Required task: Transcribe the whole listing below without changing a word, but leave out every image.

Information shown:
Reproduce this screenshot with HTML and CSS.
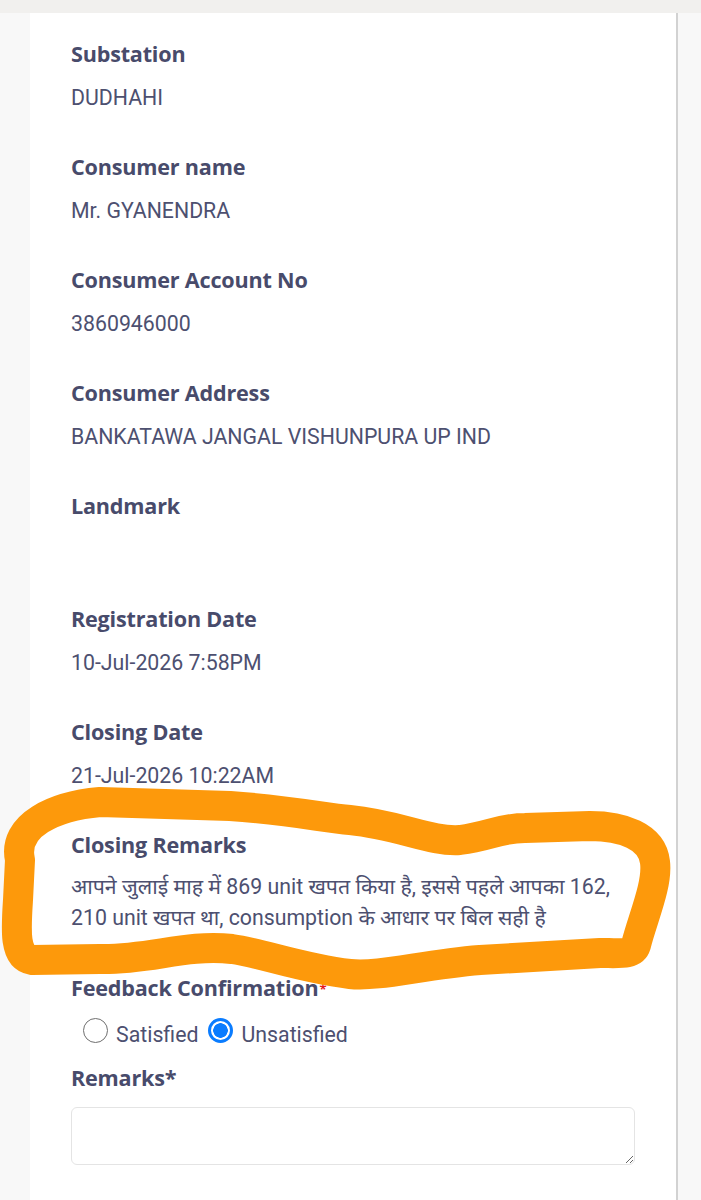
FILE: index.html
```html
<!DOCTYPE html>
<html lang="hi">
<head>
<meta charset="utf-8">
<title>Complaint details</title>
<link rel="stylesheet" href="styles.css">
</head>
<body>
<div class="topbar"></div>
<div class="page">
  <div class="card">
    <div class="field">
      <div class="label">Substation</div>
      <div class="value">DUDHAHI</div>
    </div>
    <div class="field">
      <div class="label">Consumer name</div>
      <div class="value">Mr. GYANENDRA</div>
    </div>
    <div class="field">
      <div class="label">Consumer Account No</div>
      <div class="value">3860946000</div>
    </div>
    <div class="field">
      <div class="label">Consumer Address</div>
      <div class="value">BANKATAWA JANGAL VISHUNPURA UP IND</div>
    </div>
    <div class="field">
      <div class="label">Landmark</div>
      <div class="value">&nbsp;</div>
    </div>
    <div class="field">
      <div class="label">Registration Date</div>
      <div class="value">10-Jul-2026 7:58PM</div>
    </div>
    <div class="field">
      <div class="label">Closing Date</div>
      <div class="value">21-Jul-2026 10:22AM</div>
    </div>
    <div class="field">
      <div class="label">Closing Remarks</div>
      <div class="value remarks-text">आपने जुलाई माह में 869 unit खपत किया है, इससे पहले आपका 162, 210 unit खपत था, consumption के आधार पर बिल सही है</div>
    </div>
    <div class="form-group">
      <div class="label">Feedback Confirmation<span class="req">*</span></div>
      <div class="radios">
        <label class="radio"><input type="radio" name="fb" value="s"><span>Satisfied</span></label>
        <label class="radio"><input type="radio" name="fb" value="u" checked><span>Unsatisfied</span></label>
      </div>
    </div>
    <div class="form-group">
      <div class="label">Remarks*</div>
      <textarea class="textbox"></textarea>
    </div>
  </div>
  <div class="rail"></div>
</div>
<svg class="scribble" width="701" height="1200" viewBox="0 0 701 1200" aria-hidden="true">
  <path d="M20,860 C12,825 55,806 100,802 L230,806 C290,810 325,818 350,820 C400,825 430,842 460,840 C490,836 500,828 525,828 L590,826 C622,826 652,836 655,862 C658,885 642,920 636,945 C633,955 620,953 600,953 L480,960 C420,965 380,977 350,974 C300,968 262,953 232,949 C185,944 150,960 100,959 L32,960 C14,957 16,930 18,900 Z" fill="none" stroke="#fd990b" stroke-width="30" stroke-linejoin="round" stroke-linecap="round"/>
</svg>
</body>
</html>
```
FILE: styles.css
```css
html, body {
  margin: 0;
  padding: 0;
}
body {
  background: #f8f8f8;
  position: relative;
  width: 701px;
  min-height: 1200px;
  overflow: hidden;
}
.topbar {
  height: 13px;
  background: #f1f0ee;
}
.page {
  display: flex;
  min-height: 1187px;
}
.card {
  margin-left: 30px;
  width: 605px;
  background: #ffffff;
  padding: 27px 0 40px 41px;
  border-right: 2px solid #d2d2d2;
}
.rail {
  flex: 1;
}
.field {
  margin-bottom: 41px;
}
.label {
  font-family: "Open Sans", "Noto Sans", sans-serif;
  font-weight: 700;
  font-size: 21.6px;
  line-height: 28px;
  color: #484b6b;
  letter-spacing: -0.2px;
}
.value {
  margin-top: 16px;
  font-family: Roboto, "Noto Sans", sans-serif;
  font-size: 21.3px;
  line-height: 28px;
  color: #4d5070;
}
.remarks-text {
  margin-top: 12px;
  line-height: 31px;
  width: 560px;
}
.req {
  color: #e41c1c;
  font-size: 13px;
  font-weight: 700;
  line-height: 0;
  position: relative;
  top: -2px;
  margin-left: 1px;
}
.form-group {
  margin-bottom: 14px;
}
.radios {
  display: flex;
  align-items: center;
  margin-top: 14px;
  margin-bottom: 20px;
  padding-left: 12px;
  height: 28px;
  font-family: Roboto, "Noto Sans", sans-serif;
  font-size: 21.3px;
  color: #4d5070;
}
.radio {
  display: flex;
  align-items: center;
  margin-right: 10px;
}
.radio span {
  margin-left: 8px;
  position: relative;
  top: 4px;
}
.radio input {
  appearance: none;
  -webkit-appearance: none;
  margin: 0;
  width: 25px;
  height: 25px;
  border-radius: 50%;
  border: 1.5px solid #6f6f6f;
  background: #fff;
  box-sizing: border-box;
}
.radio input:checked {
  border: 3px solid #0a7cff;
  background: radial-gradient(circle, #0a7cff 0 7px, #ffffff 7.5px);
}
.textbox {
  display: block;
  margin-top: 15px;
  width: 564px;
  height: 58px;
  box-sizing: border-box;
  border: 1.5px solid #e4e4e4;
  border-radius: 6px;
  background: #fff;
  resize: vertical;
  font-family: Roboto, sans-serif;
  font-size: 18px;
}
.scribble {
  position: absolute;
  top: 0;
  left: 0;
  pointer-events: none;
}
```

Correct result:
Reproduce this screenshot with HTML and CSS.
FILE: index.html
```html
<!DOCTYPE html>
<html lang="hi">
<head>
<meta charset="utf-8">
<title>Complaint details</title>
<link rel="stylesheet" href="styles.css">
</head>
<body>
<div class="topbar"></div>
<div class="page">
  <div class="card">
    <div class="field">
      <div class="label">Substation</div>
      <div class="value">DUDHAHI</div>
    </div>
    <div class="field">
      <div class="label">Consumer name</div>
      <div class="value">Mr. GYANENDRA</div>
    </div>
    <div class="field">
      <div class="label">Consumer Account No</div>
      <div class="value">3860946000</div>
    </div>
    <div class="field">
      <div class="label">Consumer Address</div>
      <div class="value">BANKATAWA JANGAL VISHUNPURA UP IND</div>
    </div>
    <div class="field">
      <div class="label">Landmark</div>
      <div class="value">&nbsp;</div>
    </div>
    <div class="field">
      <div class="label">Registration Date</div>
      <div class="value">10-Jul-2026 7:58PM</div>
    </div>
    <div class="field">
      <div class="label">Closing Date</div>
      <div class="value">21-Jul-2026 10:22AM</div>
    </div>
    <div class="field">
      <div class="label">Closing Remarks</div>
      <div class="value remarks-text">आपने जुलाई माह में 869 unit खपत किया है, इससे पहले आपका 162, 210 unit खपत था, consumption के आधार पर बिल सही है</div>
    </div>
    <div class="form-group">
      <div class="label">Feedback Confirmation<span class="req">*</span></div>
      <div class="radios">
        <label class="radio"><input type="radio" name="fb" value="s"><span>Satisfied</span></label>
        <label class="radio"><input type="radio" name="fb" value="u" checked><span>Unsatisfied</span></label>
      </div>
    </div>
    <div class="form-group">
      <div class="label">Remarks*</div>
      <textarea class="textbox"></textarea>
    </div>
  </div>
  <div class="rail"></div>
</div>
<svg class="scribble" width="701" height="1200" viewBox="0 0 701 1200" aria-hidden="true">
  <path d="M20,860 C12,825 55,806 100,802 L230,806 C290,810 325,818 350,820 C400,825 430,842 460,840 C490,836 500,828 525,828 L590,826 C622,826 652,836 655,862 C658,885 642,920 636,945 C633,955 620,953 600,953 L480,960 C420,965 380,977 350,974 C300,968 262,953 232,949 C185,944 150,960 100,959 L32,960 C14,957 16,930 18,900 Z" fill="none" stroke="#fd990b" stroke-width="30" stroke-linejoin="round" stroke-linecap="round"/>
</svg>
</body>
</html>
```
FILE: styles.css
```css
html, body {
  margin: 0;
  padding: 0;
}
body {
  background: #f8f8f8;
  position: relative;
  width: 701px;
  min-height: 1200px;
  overflow: hidden;
}
.topbar {
  height: 13px;
  background: #f1f0ee;
}
.page {
  display: flex;
  min-height: 1187px;
}
.card {
  margin-left: 30px;
  width: 605px;
  background: #ffffff;
  padding: 27px 0 40px 41px;
  border-right: 2px solid #d2d2d2;
}
.rail {
  flex: 1;
}
.field {
  margin-bottom: 41px;
}
.label {
  font-family: "Open Sans", "Noto Sans", sans-serif;
  font-weight: 700;
  font-size: 21.6px;
  line-height: 28px;
  color: #484b6b;
  letter-spacing: -0.2px;
}
.value {
  margin-top: 16px;
  font-family: Roboto, "Noto Sans", sans-serif;
  font-size: 21.3px;
  line-height: 28px;
  color: #4d5070;
}
.remarks-text {
  margin-top: 12px;
  line-height: 31px;
  width: 560px;
}
.req {
  color: #e41c1c;
  font-size: 13px;
  font-weight: 700;
  line-height: 0;
  position: relative;
  top: -2px;
  margin-left: 1px;
}
.form-group {
  margin-bottom: 14px;
}
.radios {
  display: flex;
  align-items: center;
  margin-top: 14px;
  margin-bottom: 20px;
  padding-left: 12px;
  height: 28px;
  font-family: Roboto, "Noto Sans", sans-serif;
  font-size: 21.3px;
  color: #4d5070;
}
.radio {
  display: flex;
  align-items: center;
  margin-right: 10px;
}
.radio span {
  margin-left: 8px;
  position: relative;
  top: 4px;
}
.radio input {
  appearance: none;
  -webkit-appearance: none;
  margin: 0;
  width: 25px;
  height: 25px;
  border-radius: 50%;
  border: 1.5px solid #6f6f6f;
  background: #fff;
  box-sizing: border-box;
}
.radio input:checked {
  border: 3px solid #0a7cff;
  background: radial-gradient(circle, #0a7cff 0 7px, #ffffff 7.5px);
}
.textbox {
  display: block;
  margin-top: 15px;
  width: 564px;
  height: 58px;
  box-sizing: border-box;
  border: 1.5px solid #e4e4e4;
  border-radius: 6px;
  background: #fff;
  resize: vertical;
  font-family: Roboto, sans-serif;
  font-size: 18px;
}
.scribble {
  position: absolute;
  top: 0;
  left: 0;
  pointer-events: none;
}
```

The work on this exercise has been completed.